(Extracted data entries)
◆ ◆ ◆ ◆ ◆
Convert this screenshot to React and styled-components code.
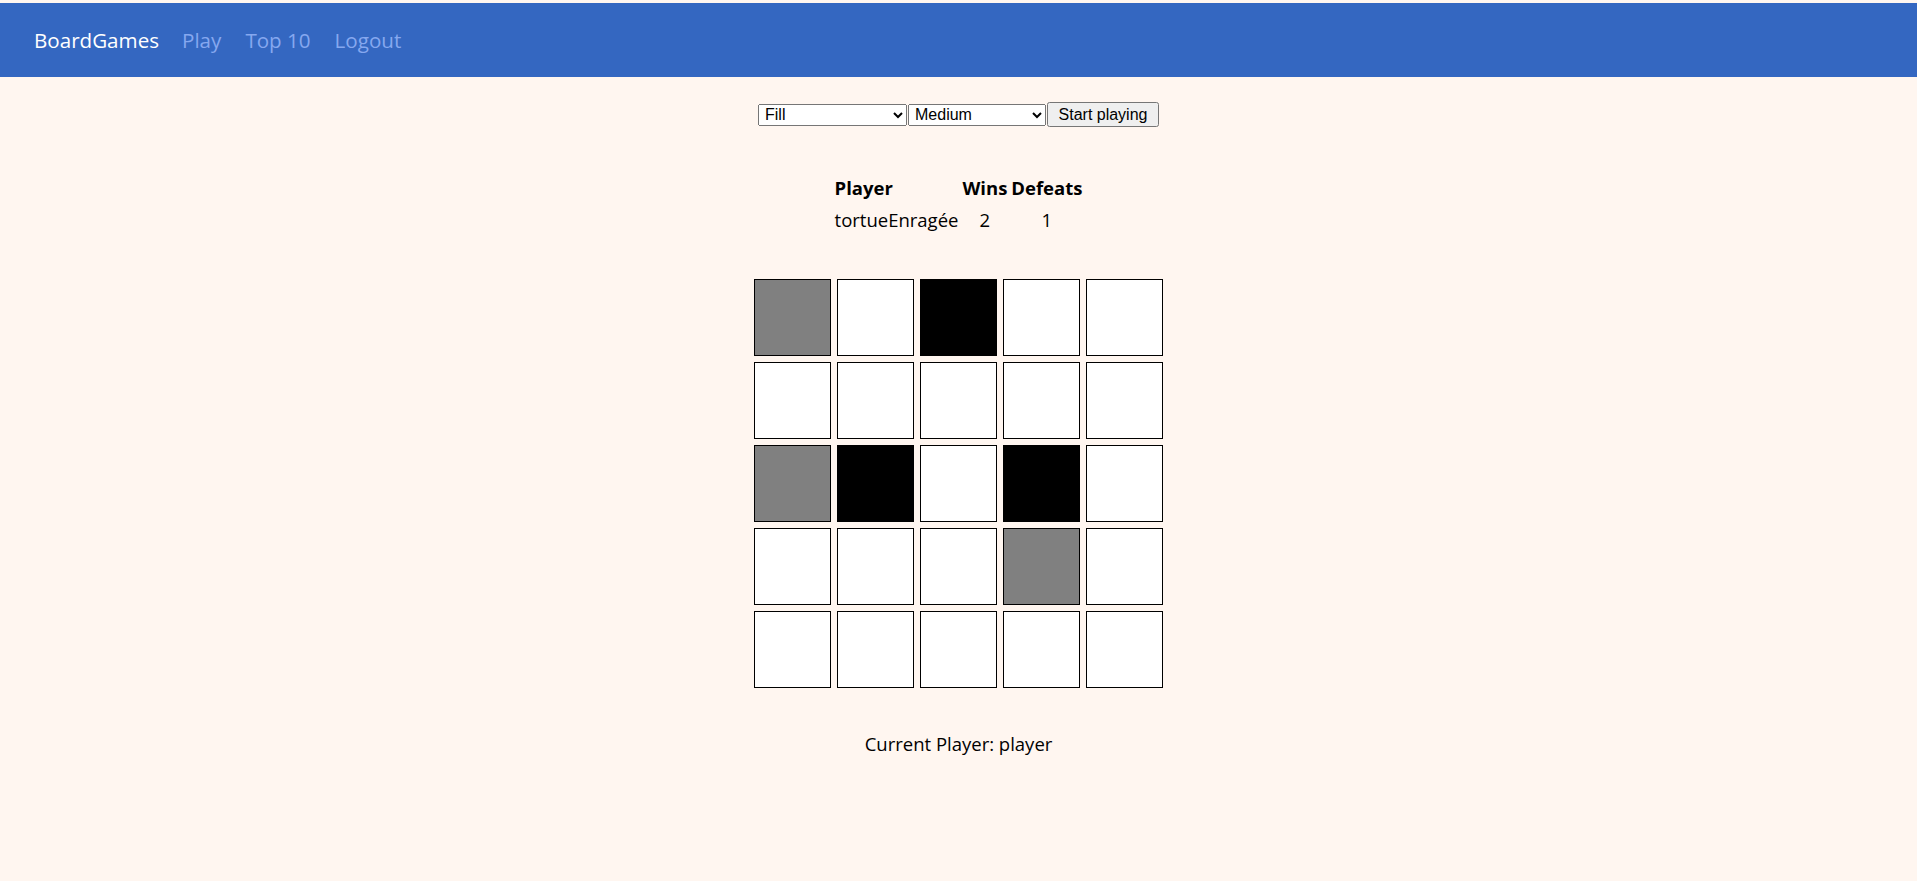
import React, { useState } from 'react';
import styled, { createGlobalStyle } from 'styled-components';

const GlobalStyle = createGlobalStyle`
  html, body {
    margin: 0;
    padding: 0;
    background: #fff6f0;
  }
  body {
    font-family: "Open Sans", "Noto Sans", sans-serif;
    color: #000;
  }
`;

const Page = styled.div`
  min-height: 881px;
  padding-top: 3px;
  box-sizing: border-box;
  background: #fff6f0;
`;

const Navbar = styled.nav`
  height: 74px;
  background-color: #3467c1;
  display: flex;
  align-items: center;
  padding: 0 0 0 34px;
`;

const Brand = styled.a`
  color: #fff;
  font-size: 20.6px;
  text-decoration: none;
  margin-right: 11px;
`;

const NavLink = styled.a`
  color: #86a8ef;
  font-size: 20.6px;
  text-decoration: none;
  padding: 0 12px;
`;

const Main = styled.main`
  display: flex;
  flex-direction: column;
  align-items: center;
`;

const Controls = styled.div`
  display: flex;
  align-items: center;
  margin-top: 25px;
`;

const Select = styled.select`
  width: ${(p) => p.$width}px;
  height: 22px;
  box-sizing: border-box;
  font-family: "Liberation Sans", Arial, sans-serif;
  font-size: 16px;
  line-height: 18px;
  padding: 0 0 0 2px;
  margin: 0 1px 0 0;
`;

const Button = styled.button`
  height: 25px;
  width: 112px;
  font-family: "Liberation Sans", Arial, sans-serif;
  font-size: 16px;
  padding: 0 4px;
  white-space: nowrap;
`;

const ScoreTable = styled.table`
  margin-top: 44px;
  border-spacing: 2px;
  font-size: 18.5px;
  line-height: 1.5;
`;

const Th = styled.th`
  padding: 1px;
  text-align: ${(p) => p.$align || 'center'};
  font-weight: 700;
`;

const Td = styled.td`
  padding: 1px;
  text-align: ${(p) => p.$align || 'center'};
`;

const Board = styled.div`
  display: grid;
  grid-template-columns: repeat(5, 83px);
  margin-top: 39px;
`;

const Cell = styled.div`
  width: 75px;
  height: 75px;
  margin: 3px;
  border: 1px solid #000;
  background: ${(p) => p.$color};
`;

const Status = styled.p`
  margin: 40px 0 0;
  font-size: 18.5px;
`;

const COLORS = { 0: '#fff', 1: '#000', 2: '#808080' };

const BOARD = [
  [2, 0, 1, 0, 0],
  [0, 0, 0, 0, 0],
  [2, 1, 0, 1, 0],
  [0, 0, 0, 2, 0],
  [0, 0, 0, 0, 0],
];

export default function App() {
  const [game, setGame] = useState('fill');
  const [level, setLevel] = useState('medium');

  return (
    <Page>
      <GlobalStyle />
      <Navbar>
        <Brand href="#">BoardGames</Brand>
        <NavLink href="#">Play</NavLink>
        <NavLink href="#">Top 10</NavLink>
        <NavLink href="#">Logout</NavLink>
      </Navbar>
      <Main>
        <Controls>
          <Select $width={149} value={game} onChange={(e) => setGame(e.target.value)}>
            <option value="fill">Fill</option>
            <option value="tictactoe">TicTacToe</option>
          </Select>
          <Select $width={138} value={level} onChange={(e) => setLevel(e.target.value)}>
            <option value="easy">Easy</option>
            <option value="medium">Medium</option>
            <option value="hard">Hard</option>
          </Select>
          <Button>Start playing</Button>
        </Controls>
        <ScoreTable>
          <thead>
            <tr>
              <Th $align="left">Player</Th>
              <Th>Wins</Th>
              <Th>Defeats</Th>
            </tr>
          </thead>
          <tbody>
            <tr>
              <Td $align="left">tortueEnragée</Td>
              <Td>2</Td>
              <Td>1</Td>
            </tr>
          </tbody>
        </ScoreTable>
        <Board>
          {BOARD.flat().map((v, i) => (
            <Cell key={i} $color={COLORS[v]} />
          ))}
        </Board>
        <Status>Current Player: player</Status>
      </Main>
    </Page>
  );
}
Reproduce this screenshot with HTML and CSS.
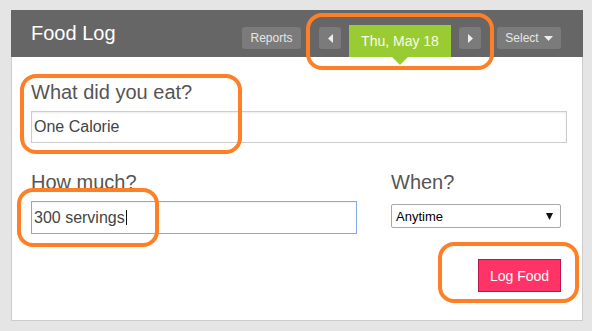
◆ ◆ ◆ ◆ ◆
● **TO BE DONE**:
Your copy should repeat each entry above exactly but contain no pictures.

● **FINISHED ANSWER**:
Convert this screenshot to React and styled-components code.
import React, { useState } from 'react';
import styled, { createGlobalStyle } from 'styled-components';

const GlobalStyle = createGlobalStyle`
  html, body {
    margin: 0;
    padding: 0;
    background: #fff6f0;
  }
  body {
    font-family: "Open Sans", "Noto Sans", sans-serif;
    color: #000;
  }
`;

const Page = styled.div`
  min-height: 881px;
  padding-top: 3px;
  box-sizing: border-box;
  background: #fff6f0;
`;

const Navbar = styled.nav`
  height: 74px;
  background-color: #3467c1;
  display: flex;
  align-items: center;
  padding: 0 0 0 34px;
`;

const Brand = styled.a`
  color: #fff;
  font-size: 20.6px;
  text-decoration: none;
  margin-right: 11px;
`;

const NavLink = styled.a`
  color: #86a8ef;
  font-size: 20.6px;
  text-decoration: none;
  padding: 0 12px;
`;

const Main = styled.main`
  display: flex;
  flex-direction: column;
  align-items: center;
`;

const Controls = styled.div`
  display: flex;
  align-items: center;
  margin-top: 25px;
`;

const Select = styled.select`
  width: ${(p) => p.$width}px;
  height: 22px;
  box-sizing: border-box;
  font-family: "Liberation Sans", Arial, sans-serif;
  font-size: 16px;
  line-height: 18px;
  padding: 0 0 0 2px;
  margin: 0 1px 0 0;
`;

const Button = styled.button`
  height: 25px;
  width: 112px;
  font-family: "Liberation Sans", Arial, sans-serif;
  font-size: 16px;
  padding: 0 4px;
  white-space: nowrap;
`;

const ScoreTable = styled.table`
  margin-top: 44px;
  border-spacing: 2px;
  font-size: 18.5px;
  line-height: 1.5;
`;

const Th = styled.th`
  padding: 1px;
  text-align: ${(p) => p.$align || 'center'};
  font-weight: 700;
`;

const Td = styled.td`
  padding: 1px;
  text-align: ${(p) => p.$align || 'center'};
`;

const Board = styled.div`
  display: grid;
  grid-template-columns: repeat(5, 83px);
  margin-top: 39px;
`;

const Cell = styled.div`
  width: 75px;
  height: 75px;
  margin: 3px;
  border: 1px solid #000;
  background: ${(p) => p.$color};
`;

const Status = styled.p`
  margin: 40px 0 0;
  font-size: 18.5px;
`;

const COLORS = { 0: '#fff', 1: '#000', 2: '#808080' };

const BOARD = [
  [2, 0, 1, 0, 0],
  [0, 0, 0, 0, 0],
  [2, 1, 0, 1, 0],
  [0, 0, 0, 2, 0],
  [0, 0, 0, 0, 0],
];

export default function App() {
  const [game, setGame] = useState('fill');
  const [level, setLevel] = useState('medium');

  return (
    <Page>
      <GlobalStyle />
      <Navbar>
        <Brand href="#">BoardGames</Brand>
        <NavLink href="#">Play</NavLink>
        <NavLink href="#">Top 10</NavLink>
        <NavLink href="#">Logout</NavLink>
      </Navbar>
      <Main>
        <Controls>
          <Select $width={149} value={game} onChange={(e) => setGame(e.target.value)}>
            <option value="fill">Fill</option>
            <option value="tictactoe">TicTacToe</option>
          </Select>
          <Select $width={138} value={level} onChange={(e) => setLevel(e.target.value)}>
            <option value="easy">Easy</option>
            <option value="medium">Medium</option>
            <option value="hard">Hard</option>
          </Select>
          <Button>Start playing</Button>
        </Controls>
        <ScoreTable>
          <thead>
            <tr>
              <Th $align="left">Player</Th>
              <Th>Wins</Th>
              <Th>Defeats</Th>
            </tr>
          </thead>
          <tbody>
            <tr>
              <Td $align="left">tortueEnragée</Td>
              <Td>2</Td>
              <Td>1</Td>
            </tr>
          </tbody>
        </ScoreTable>
        <Board>
          {BOARD.flat().map((v, i) => (
            <Cell key={i} $color={COLORS[v]} />
          ))}
        </Board>
        <Status>Current Player: player</Status>
      </Main>
    </Page>
  );
}
Reproduce this screenshot with HTML and CSS.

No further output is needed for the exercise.